-- START MATERIAL --
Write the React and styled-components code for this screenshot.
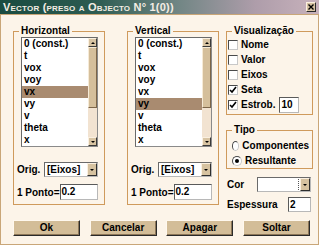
import React from 'react';
import styled, { createGlobalStyle } from 'styled-components';

const GlobalStyle = createGlobalStyle`
  html, body {
    margin: 0;
    padding: 0;
    background: #fcf4e9;
    overflow: hidden;
  }
  * {
    box-sizing: border-box;
  }
`;

const Window = styled.div`
  width: 319px;
  height: 245px;
  background: #fcf4e9;
  border: 1px solid #c9a678;
  border-top: none;
  display: flex;
  flex-direction: column;
  font-family: "Liberation Sans", Arial, sans-serif;
  font-size: 10px;
  font-weight: bold;
  color: #000;
`;

const TitleBar = styled.div`
  height: 15px;
  margin: 0 -1px;
  padding: 0 3px;
  background: linear-gradient(to right, #1a4b40 0%, #2c5b51 30%, #6f8583 55%, #ae9daa 80%, #c8b2bc 100%);
  border-bottom: 1px solid #c9a678;
  display: flex;
  align-items: center;
  justify-content: space-between;
`;

const Title = styled.span`
  color: #f4ede4;
  font-size: 11px;
  font-variant: small-caps;
  letter-spacing: 0.2px;
  white-space: nowrap;
`;

const CloseButton = styled.span`
  width: 10px;
  height: 10px;
  background: #d6c2a2;
  border: 1px solid;
  border-color: #fbf0e0 #2a2a2a #2a2a2a #fbf0e0;
  display: flex;
  align-items: center;
  justify-content: center;
`;

const Body = styled.div`
  padding: 10px 0 0 12px;
  display: flex;
  flex-direction: column;
`;

const Columns = styled.div`
  display: flex;
  align-items: flex-start;
`;

const Group = styled.fieldset`
  margin: ${p => p.$mt || 0}px ${p => p.$gap || 0}px 0 0;
  padding: ${p => p.$pad || '0 3px 4px'};
  width: ${p => p.$w}px;
  min-width: 0;
  border: 1px solid #cf9a5c;
  display: flex;
  flex-direction: column;
`;

const Legend = styled.legend`
  margin-left: 2px;
  padding: 0 2px;
  line-height: 12px;
  font-size: 10px;
  font-weight: bold;
`;

const ListBox = styled.div`
  display: flex;
  width: 77px;
  height: 110px;
  margin-left: 4px;
  background: #fff;
  border: 1px solid;
  border-color: #6a6a6a #8a8a8a #8a8a8a #6a6a6a;
`;

const Items = styled.ul`
  list-style: none;
  margin: 0;
  padding: 0;
  flex: 1;
  overflow: hidden;
`;

const Item = styled.li`
  height: 12px;
  line-height: 12px;
  padding-left: 2px;
  white-space: nowrap;
  background: ${p => (p.$selected ? '#a98b70' : 'transparent')};
`;

const ScrollBar = styled.div`
  width: 9px;
  display: flex;
  flex-direction: column;
  background: #f2e3d1;
`;

const ScrollButton = styled.div`
  height: 9px;
  background: #d8c4a3;
  border: 1px solid;
  border-color: #fbf0e0 #3a3a3a #3a3a3a #fbf0e0;
  display: flex;
  align-items: center;
  justify-content: center;
`;

const Thumb = styled.div`
  height: 61px;
  background: #d5bf9b;
  border: 1px solid;
  border-color: #f6ead6 #7c6548 #7c6548 #f6ead6;
`;

const Track = styled.div`
  flex: 1;
`;

const Arrow = styled.span`
  width: 0;
  height: 0;
  border-left: 2px solid transparent;
  border-right: 2px solid transparent;
  ${p => (p.$up ? 'border-bottom: 2px solid #000;' : 'border-top: 2px solid #000;')}
`;

const FieldRow = styled.div`
  display: flex;
  align-items: center;
  justify-content: space-between;
  width: ${p => p.$w || 81}px;
  height: ${p => p.$h || 15}px;
  margin-top: ${p => p.$mt || 0}px;
  padding-left: ${p => p.$pl || 0}px;
  white-space: nowrap;
`;

const Select = styled.div`
  width: ${p => p.$w}px;
  height: 15px;
  background: #fff;
  border: 1px solid;
  border-color: #6a6a6a #b8b8b8 #b8b8b8 #6a6a6a;
  display: flex;
`;

const SelectValue = styled.span`
  flex: 1;
  padding-left: 2px;
  line-height: 13px;
  position: relative;
`;

const FocusDots = styled.span`
  position: absolute;
  right: 1px;
  top: 1px;
  bottom: 1px;
  border-left: 1px dotted #555;
`;

const SelectButton = styled.span`
  width: 10px;
  background: #d6c2a0;
  border: 1px solid;
  border-color: #fbf0e0 #2e2e2e #2e2e2e #fbf0e0;
  display: flex;
  align-items: center;
  justify-content: center;
`;

const TextInput = styled.span`
  width: ${p => p.$w}px;
  height: ${p => p.$h || 16}px;
  margin-left: ${p => p.$ml || 0}px;
  background: #fff;
  border: 1px solid;
  border-color: #5a5a5a #b8b8b8 #b8b8b8 #5a5a5a;
  line-height: ${p => (p.$h || 16) - 2}px;
  padding-left: 1px;
`;

const Option = styled.div`
  display: flex;
  align-items: center;
  gap: 3px;
  height: 15px;
  white-space: nowrap;
`;

const CheckBox = styled.span`
  width: 10px;
  height: 10px;
  margin-left: -2px;
  background: #fff;
  border: 1px solid;
  border-color: #4a4a4a #c8c8c8 #c8c8c8 #4a4a4a;
  display: flex;
  align-items: center;
  justify-content: center;
`;

const RadioBox = styled.span`
  width: 10px;
  height: 10px;
  margin-left: 2px;
  border-radius: 50%;
  background: #fff;
  border: 1px solid;
  border-color: #4a4a4a #c8c8c8 #c8c8c8 #4a4a4a;
  display: flex;
  align-items: center;
  justify-content: center;
`;

const RadioDot = styled.span`
  width: 4px;
  height: 4px;
  border-radius: 50%;
  background: #000;
`;

const RightColumn = styled.div`
  width: 87px;
  display: flex;
  flex-direction: column;
`;

const ButtonRow = styled.div`
  width: 297px;
  margin-top: 8px;
  display: flex;
  justify-content: space-between;
`;

const Button = styled.button`
  width: 67px;
  height: 16px;
  padding: 0;
  background: #d3bd98;
  border: 1px solid;
  border-color: #fff8ee #2a2a2a #2a2a2a #fff8ee;
  box-shadow: inset -1px -1px 0 #8c7658;
  font-family: inherit;
  font-size: 10px;
  font-weight: bold;
  color: #000;
  line-height: 14px;
`;

const variables = ['0 (const.)', 't', 'vox', 'voy', 'vx', 'vy', 'v', 'theta', 'x'];

const Tick = () => (
  <svg width="8" height="8" viewBox="0 0 8 8">
    <polyline points="1,4 3,6 7,1" fill="none" stroke="#000" strokeWidth="1.6" />
  </svg>
);

const AxisGroup = ({ title, selected, gap }) => (
  <Group $w={92} $gap={gap}>
    <Legend>{title}</Legend>
    <ListBox>
      <Items>
        {variables.map(v => (
          <Item key={v} $selected={v === selected}>{v}</Item>
        ))}
      </Items>
      <ScrollBar>
        <ScrollButton><Arrow $up /></ScrollButton>
        <Thumb />
        <Track />
        <ScrollButton><Arrow /></ScrollButton>
      </ScrollBar>
    </ListBox>
    <FieldRow $mt={15}>
      <span>Orig.</span>
      <Select $w={54}>
        <SelectValue>[Eixos]</SelectValue>
        <SelectButton><Arrow /></SelectButton>
      </Select>
    </FieldRow>
    <FieldRow $mt={7} $h={16}>
      <span>1 Ponto=</span>
      <TextInput $w={41}>0.2</TextInput>
    </FieldRow>
  </Group>
);

export default function App() {
  return (
    <>
      <GlobalStyle />
      <Window>
        <TitleBar>
          <Title>Vector (preso a Objecto N° 1(0))</Title>
          <CloseButton>
            <svg width="6" height="6" viewBox="0 0 6 6">
              <path d="M0.5 0.5 L5.5 5.5 M5.5 0.5 L0.5 5.5" stroke="#000" strokeWidth="1.4" />
            </svg>
          </CloseButton>
        </TitleBar>
        <Body>
          <Columns>
            <AxisGroup title="Horizontal" selected="vx" gap={22} />
            <AxisGroup title="Vertical" selected="vy" gap={7} />
            <RightColumn>
              <Group $w={87} $pad="0 3px 2px">
                <Legend>Visualização</Legend>
                <Option><CheckBox />Nome</Option>
                <Option><CheckBox />Valor</Option>
                <Option><CheckBox />Eixos</Option>
                <Option><CheckBox><Tick /></CheckBox>Seta</Option>
                <Option>
                  <CheckBox><Tick /></CheckBox>Estrob.
                  <TextInput $w={20} $ml={1}>10</TextInput>
                </Option>
              </Group>
              <Group $w={87} $pad="2px 3px 0" $mt={9}>
                <Legend>Tipo</Legend>
                <Option><RadioBox />Componentes</Option>
                <Option><RadioBox><RadioDot /></RadioBox>Resultante</Option>
              </Group>
              <FieldRow $w={85} $mt={8} $pl={1}>
                <span>Cor</span>
                <Select $w={54}>
                  <SelectValue><FocusDots /></SelectValue>
                  <SelectButton><Arrow /></SelectButton>
                </Select>
              </FieldRow>
              <FieldRow $w={85} $mt={5} $pl={1}>
                <span>Espessura</span>
                <TextInput $w={23} $h={15}>2</TextInput>
              </FieldRow>
            </RightColumn>
          </Columns>
          <ButtonRow>
            <Button>Ok</Button>
            <Button>Cancelar</Button>
            <Button>Apagar</Button>
            <Button>Soltar</Button>
          </ButtonRow>
        </Body>
      </Window>
    </>
  );
}
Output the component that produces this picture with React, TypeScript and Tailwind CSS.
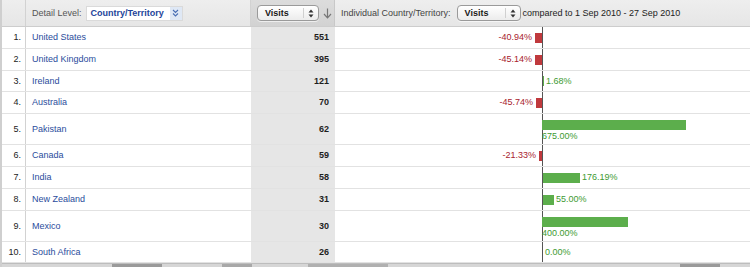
import React from "react";

type Row = { n: number; name: string; visits: number; pct: string; neg: boolean; w: number; h: number; wrap?: boolean };

const rows: Row[] = [
  { n: 1, name: "United States", visits: 551, pct: "-40.94%", neg: true, w: 7, h: 22 },
  { n: 2, name: "United Kingdom", visits: 395, pct: "-45.14%", neg: true, w: 7, h: 22 },
  { n: 3, name: "Ireland", visits: 121, pct: "1.68%", neg: false, w: 1, h: 21 },
  { n: 4, name: "Australia", visits: 70, pct: "-45.74%", neg: true, w: 6, h: 22 },
  { n: 5, name: "Pakistan", visits: 62, pct: "675.00%", neg: false, w: 144, h: 31, wrap: true },
  { n: 6, name: "Canada", visits: 59, pct: "-21.33%", neg: true, w: 3, h: 22 },
  { n: 7, name: "India", visits: 58, pct: "176.19%", neg: false, w: 37, h: 22 },
  { n: 8, name: "New Zealand", visits: 31, pct: "55.00%", neg: false, w: 11, h: 22 },
  { n: 9, name: "Mexico", visits: 30, pct: "400.00%", neg: false, w: 86, h: 31, wrap: true },
  { n: 10, name: "South Africa", visits: 26, pct: "0.00%", neg: false, w: 0, h: 21 },
];

function UpDown() {
  return (
    <svg width="6" height="9" viewBox="0 0 6 9" className="block">
      <path d="M3 0.5 L5.5 3.5 L0.5 3.5 Z" fill="#333" />
      <path d="M3 8.5 L5.5 5.5 L0.5 5.5 Z" fill="#333" />
    </svg>
  );
}

function Select({ width }: { width: number }) {
  return (
    <div
      className="flex items-center h-[16px] rounded-[4px] border border-[#9a9a9a] bg-gradient-to-b from-white to-[#ececec] shadow-[0_1px_0_rgba(255,255,255,0.6)]"
      style={{ width }}
    >
      <span className="pl-[7px] font-bold text-[#1a1a1a] flex-1">Visits</span>
      <span className="w-px h-[10px] bg-[#d0d0d0]" />
      <span className="px-[4px]">
        <UpDown />
      </span>
    </div>
  );
}

export default function App() {
  return (
    <div
      className="w-[750px] h-[267px] overflow-hidden bg-white text-[9px] leading-none"
      style={{ fontFamily: '"Liberation Sans", Arial, sans-serif' }}
    >
      <div className="border-l-2 border-[#cfcfcf]">
        {/* header */}
        <div className="flex h-[27px] bg-gradient-to-b from-[#eeeeee] to-[#e6e6e6] border-b border-[#cdcdcd]">
          <div className="w-[24px] border-r border-[#d2d2d2]" />
          <div className="w-[225px] flex items-center pl-[6px] text-[#555] border-r border-[#d2d2d2]">
            <span>Detail Level:</span>
            <div className="ml-[4px] flex items-center h-[15px] w-[97px] bg-white border border-[#dadada]">
              <span className="pl-[4px] flex-1 font-bold text-[#23449a]">Country/Territory</span>
              <span className="w-[12px] h-full bg-[#dfe8f5] flex items-center justify-center">
                <svg width="7" height="8" viewBox="0 0 7 8">
                  <path d="M1 1 L3.5 3.5 L6 1 M1 4.5 L3.5 7 L6 4.5" stroke="#4a6fb5" strokeWidth="1.1" fill="none" />
                </svg>
              </span>
            </div>
          </div>
          <div className="w-[84px] bg-gradient-to-b from-[#dcdcdc] to-[#d2d2d2] flex items-center pl-[6px] border-r border-[#c8c8c8]">
            <Select width={62} />
            <svg width="9" height="11" viewBox="0 0 9 11" className="ml-[4px]">
              <path d="M4.5 0.5 V9.5 M1 6 L4.5 9.8 L8 6" stroke="#777" strokeWidth="1.2" fill="none" />
            </svg>
          </div>
          <div className="flex-1 flex items-center pl-[6px] text-[#444]">
            <span>Individual Country/Territory:</span>
            <span className="ml-[6px]">
              <Select width={64} />
            </span>
            <span className="ml-[2px] text-[#222]">compared to 1 Sep 2010 - 27 Sep 2010</span>
          </div>
        </div>

        {/* rows */}
        {rows.map((r) => (
          <div key={r.n} className="flex border-b border-[#e2e2e2]" style={{ height: r.h }}>
            <div className="w-[24px] flex items-center justify-end pr-[4px] text-[#222] border-r border-[#d2d2d2]">
              {r.n}.
            </div>
            <div className="w-[225px] flex items-center pl-[6px] text-[#2a4c9c]">{r.name}</div>
            <div className="w-[84px] bg-[#e6e6e6] flex items-center justify-end pr-[6px] font-bold text-[#1e1e1e]">
              {r.visits}
            </div>
            <div className="flex-1 flex">
              <div className="w-[207px] flex items-center justify-end">
                {r.neg && (
                  <>
                    <span className="text-[#a8222e] mr-[3px]">{r.pct}</span>
                    <span className="h-[10px] bg-[#c0393d]" style={{ width: r.w }} />
                  </>
                )}
              </div>
              <div className="w-px bg-[#555]" />
              <div className="flex-1">
                {!r.neg &&
                  (r.wrap ? (
                    <div className="flex flex-col pt-[6px]">
                      <span className="h-[10px] bg-[#5cae4c] -ml-px" style={{ width: r.w }} />
                      <span className="text-[#3e9a32] mt-[2px] -ml-px">{r.pct}</span>
                    </div>
                  ) : (
                    <div className="flex items-center h-full">
                      {r.w > 0 && <span className="h-[10px] bg-[#5cae4c]" style={{ width: r.w }} />}
                      <span className="text-[#3e9a32] ml-[2px]">{r.pct}</span>
                    </div>
                  ))}
              </div>
            </div>
          </div>
        ))}

        {/* bottom strip */}
        <div className="flex h-[4px] bg-[#d6d6d6] border-t border-[#bdbdbd]">
          <div className="w-[110px]" />
          <div className="w-[50px] bg-[#9a9a9a]" />
          <div className="w-[60px]" />
          <div className="w-[30px] bg-[#a8a8a8]" />
          <div className="w-[56px]" />
          <div className="w-[80px] bg-[#b0b0b0]" />
          <div className="flex-1" />
          <div className="w-[40px] bg-[#9a9a9a]" />
          <div className="w-[30px]" />
        </div>
      </div>
    </div>
  );
}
-- END MATERIAL --
WHAT YOU WILL DO:
Leaving out all pictures, set down exactly the lines of the material above, from the line with "Output the component" to the line with "number; name: string;" inclusive, and no others.

THE RESULT:
Output the component that produces this picture with React, TypeScript and Tailwind CSS.
import React from "react";

type Row = { n: number; name: string; visits: number; pct: string; neg: boolean; w: number; h: number; wrap?: boolean };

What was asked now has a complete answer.